Harbin-Forte was the subject of complaints from other Commissioners and the organization Coalition for Police Accountability [CPA] over the past several months. Harbin-Forte for her part, complained about Commissioners and processes as well and filed a Public Ethics complaint against CM Kevin Jenkins after what she said were threatening conversations she'd had with him over the conflicts. A more thorough account of recent Commission strife can be found here.

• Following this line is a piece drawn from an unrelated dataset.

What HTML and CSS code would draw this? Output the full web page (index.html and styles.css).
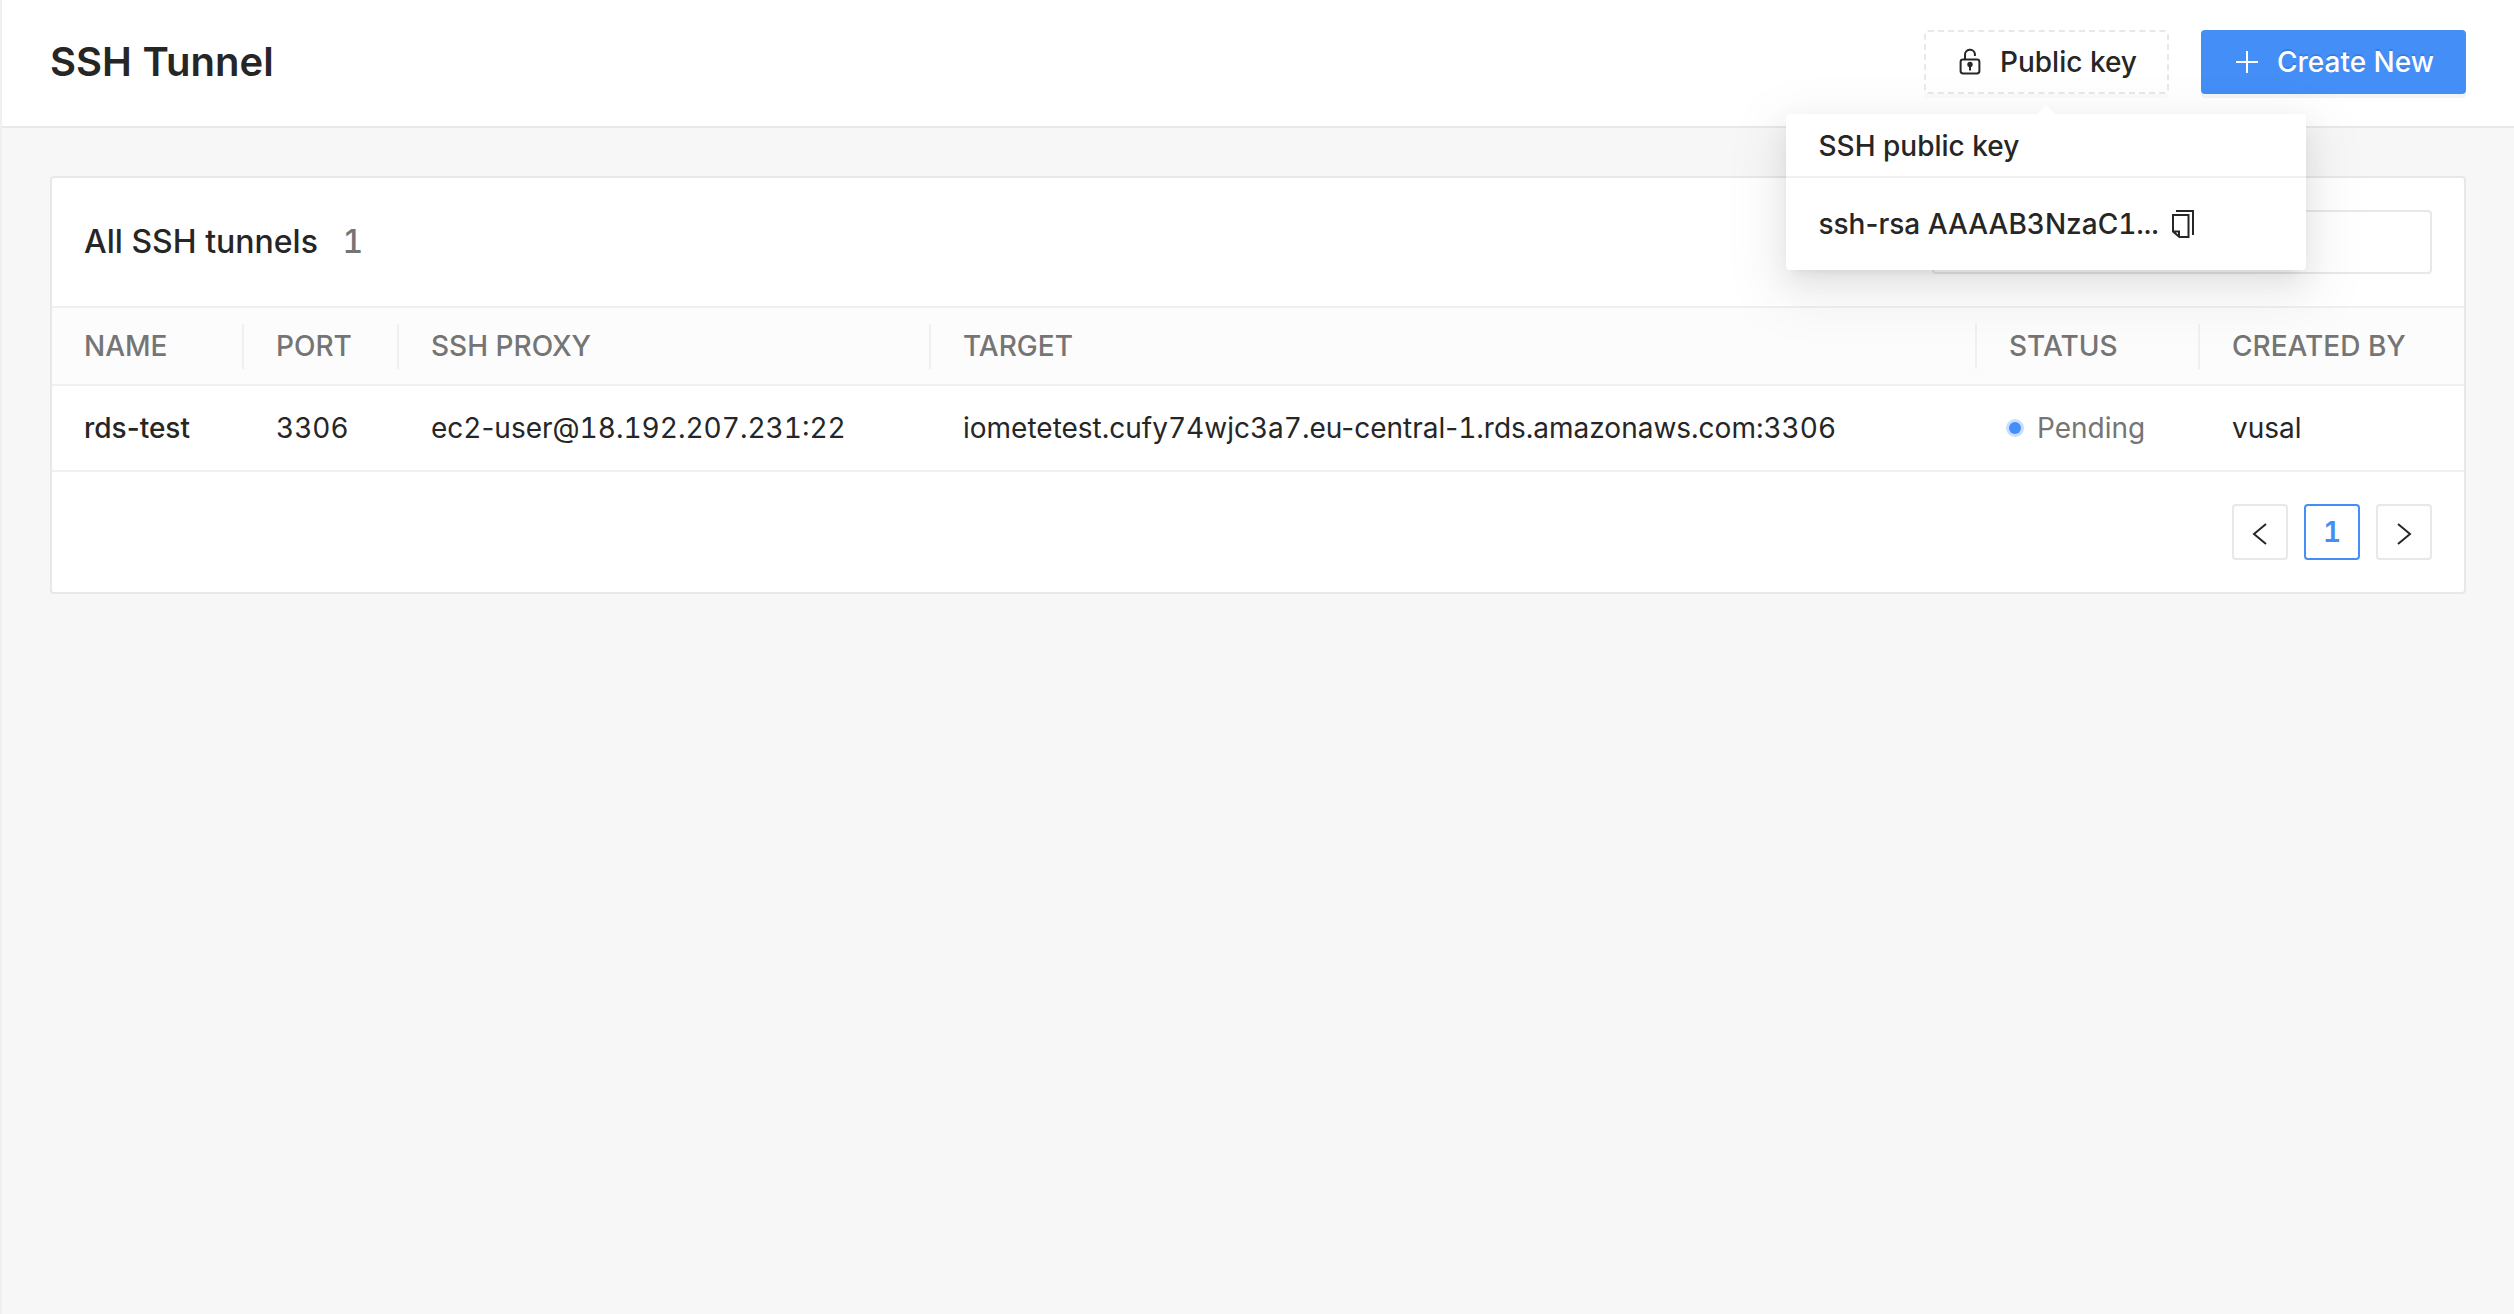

The Oakland chapter of the NAACP sent Thao and the City Council members a letter shortly before Thao's decision, asking "elected officials not interfere with the work of the Commission", the Oakland Observer has learned. The letter specifically criticizes Thao and accuses her of undermining the OPC through her actions in dismissing Armstrong without OPC input. Though never concretely stated, Harbin-Forte's accusations against Jenkins are likely to have some role in the letter, which has such claims as "elected officials have chosen to instigate or stoke the flames of discord on the Commission."

During a Commission meeting in February, shortly after the dismissal of Armstrong, Harbin-Forte inadvertently revealed she was in a backchannel texting conversation with Terry Wiley, the former Alameda County Chief Assistant District Attorney who's identified himself as a spokesperson of the NAACP, during the meeting. In public comments made to the body at the same meeting, Wiley expressed gratitude at the Commission's letter of support for Armstrong.

* The final adopted budget legislation was not available on the City's portals or legislative database at the time of this writing.